I think the name is much more impressive than the pit itself.



At the next opportunity, I decided to diversify my trail portfolio, so to speak, and turned south on a path that led down to the sliding sands trail near the Kapalaoa wilderness cabin. Wandering between the cones, seeing old lava flows of different sizes, shapes, and colors was awesome.





Whenever the mist showed any weakness I would look back down the rift zone towards the summit and the sliding sands to see what I had chosen to miss by taking the Halemau'u trail.



Soon Kapaloa was in sight, and I noted that section of the trail is probably not what gave it the name "Sliding Sands."



Miles 10-12

After a break at Kapaloa cabin's picnic table that included meeting up with a party of pidgin slingin Hawai'ians on horseback that was slightly tipsy -- and thankfully unwilling to accept my refusal of offers of whiskey -- I started on the 3 plus miles to Paliku. It was mostly down hill from here and while there was some more jagged a'a lava to contend with, there was also this cool looking old landslide



and old pahoehoe lava flows that have that typical smooth, ribbony texture.

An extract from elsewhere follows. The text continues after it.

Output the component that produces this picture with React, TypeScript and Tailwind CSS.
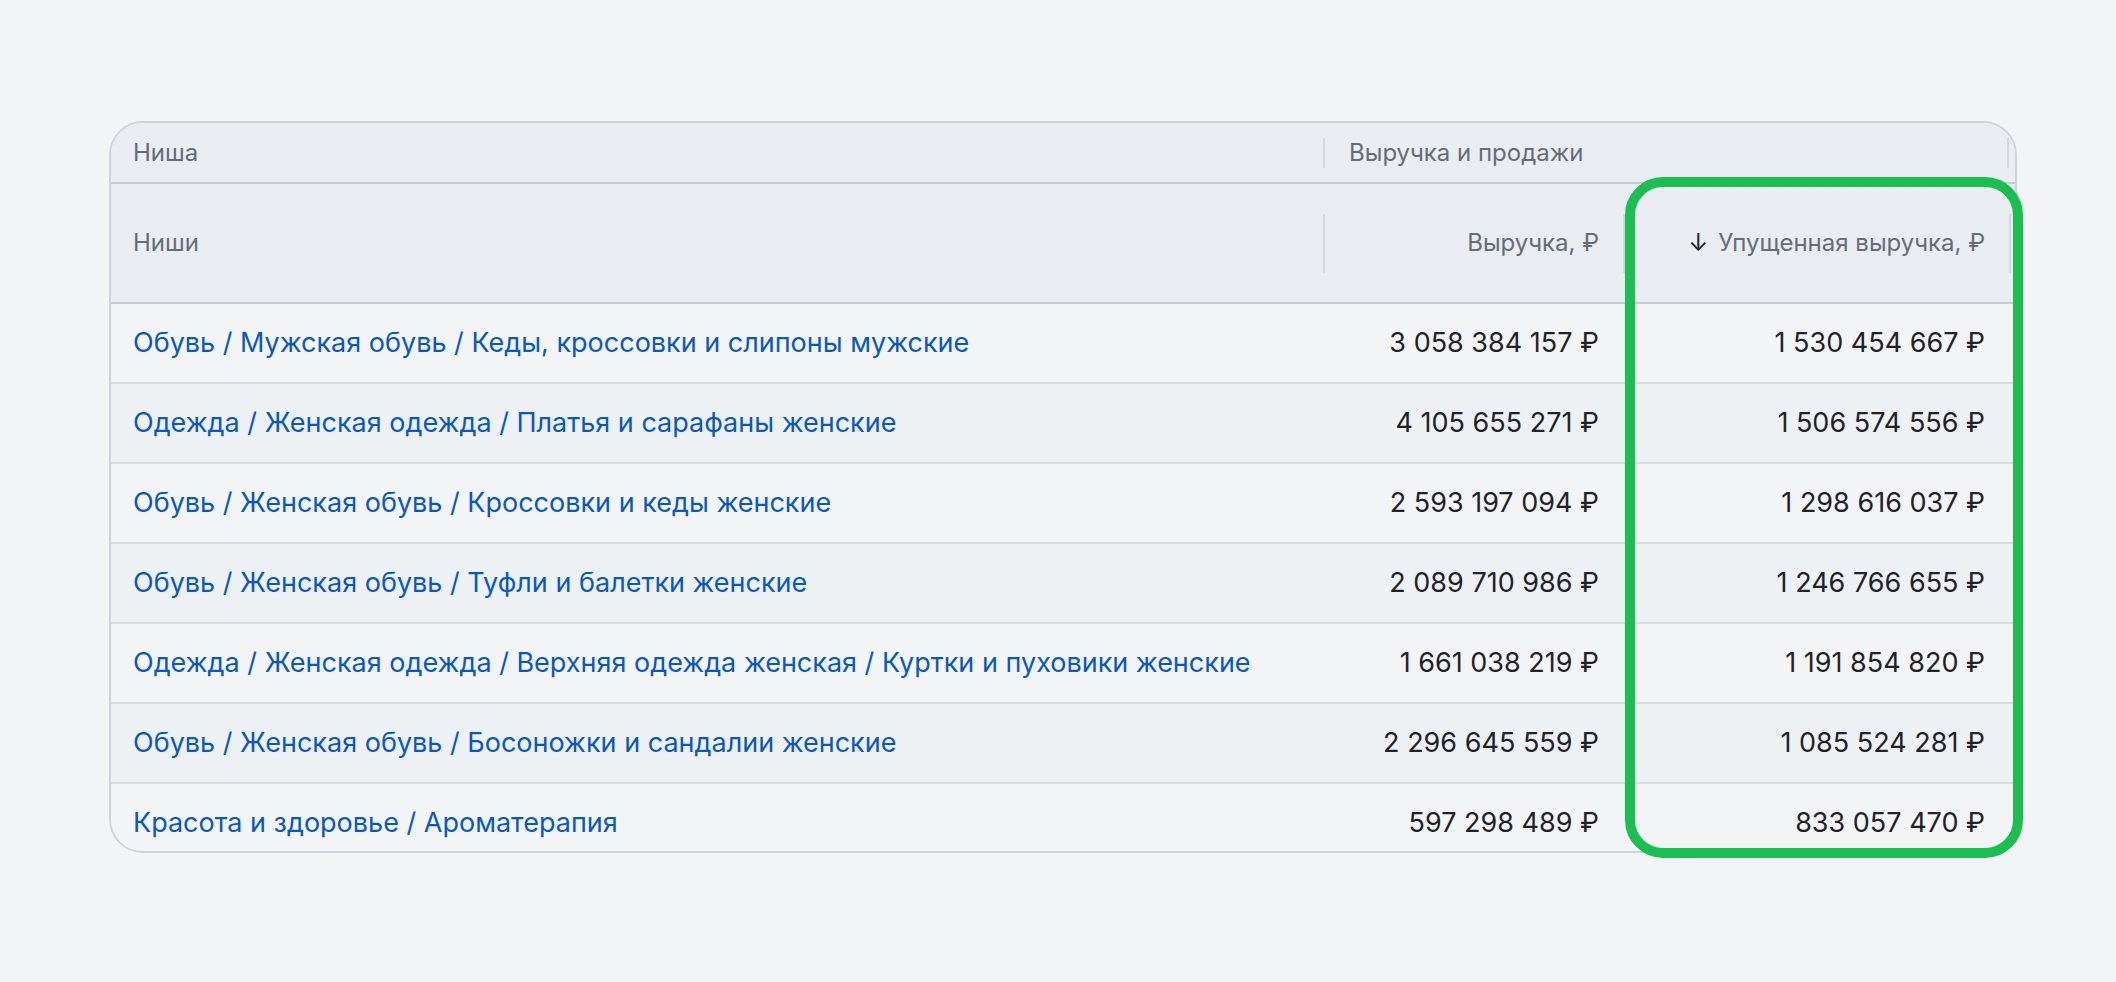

As you move towards Paliku the vegatation gradually becomes more lush, and by the time I could see the gorgeous cliffs of Paliku, just as fog enveloped as promised by the National Park Service, the terrain was fully shrubland.



I couldn't help taking a couple more snaps of the area as I approached




When I got to Paliku and took my pack off, I realized just how sore my shoulders, hips, and feet were. My feet and shoulders were hurting so much that I couldn't, at that point, imagine doing an even more strenuous hike out Kaupo Gap the next day. My confidence in the physical ability of the human body was all I had to hold on to. I decided to layer up immediately and get into my sleeping bag to make sure I avoided a chill and to let my body recover. After the wet day I'd had, I was expecting more rain and didn't want to end up cold. Surprisingly, not long after I'd had some food and watched the daylight slip into darkness, the sky cleared completely giving me the bright, expansive starscape I had dreamed I would see. I watched the glint of small manmade satellites track steadily across the sky north, south, east, and west, some closer ones madly racing while the farther ones lazily wandered. Mars glowed a dirty red and Venus was so bright I could almost imagine her lighting up the crater all by herself. Despite my fascination with the night sky, I wasn't able to stay awake very long. It had been a long day, even if it wasn't outrageously strenuous.